The fact that Fujifilm offers those simulations has many upsides, but also one major downside, which Fujifilm could easily get rid of but somehow they don’t. It is about previewing their images. Even if you shoot RAF only, what you will see on your camera screen will still be a JPEG with film simulation. This is of course true also with Sony, but their JPEGs stive for a neutral look witch fully resembles their RAW look, but with more contrast and saturation. Fuji JPEGs on the other hand are completely different and resemble much more a file fully processed in Lightroom. Shadows and images overall are much darker in JPEG than RAF, also colors are different and this is true even of the PROVIA standard simulation. You simply need to remember that if you use RAWs, what looks underexposed in camera will look normal in Lightroom and what looks normal will in realitsy be overexposed. this is simply what Fuji does and you have to learn to live with it.
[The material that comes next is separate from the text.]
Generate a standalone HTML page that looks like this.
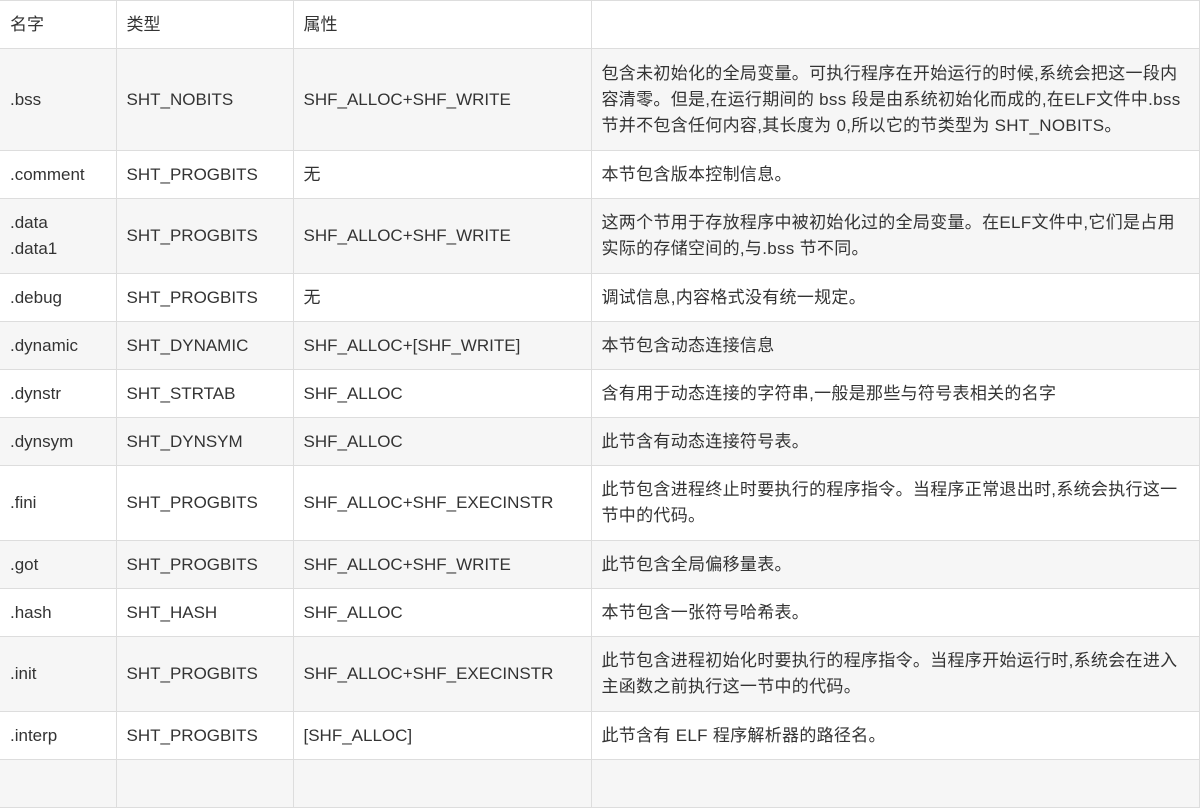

Another difference is exposure preview when using flash. Sony turns it off automatically whereas with Fuji you need to do it manually each time you want to use flash. In X-E3 you can add this to your “my menu” but e.g. in X-T20 you cannot.
Fujifilm has a built in timer that can go up to 15 minutes, whereas Sony only goes to 30 seconds. Fuji has timelapse built in, with Sony you need to use their stupis app store to get it, and this only of r their older models. The new mk3 ones do not even have that. You always need a remote if you want to shoot timelapse with the new Sony cameras. Having said that the app itself works much better for Sony, with Fuji I had considerable problems with ISO and did not manage to conenct the app on Android to my phone at all. Sony functions quite fast, although without in camera apps its functionality will only be limited to transferring files.
eye AF – continuous eye AF on the Sony a6300 is fast and reliable, fully functionable in the field. It simply changes the portrait game. The one on Fuji X-E3 simply does not work, it is a gimmick and a proof of concept for them, but reliability is so bad that you will never use it in practice.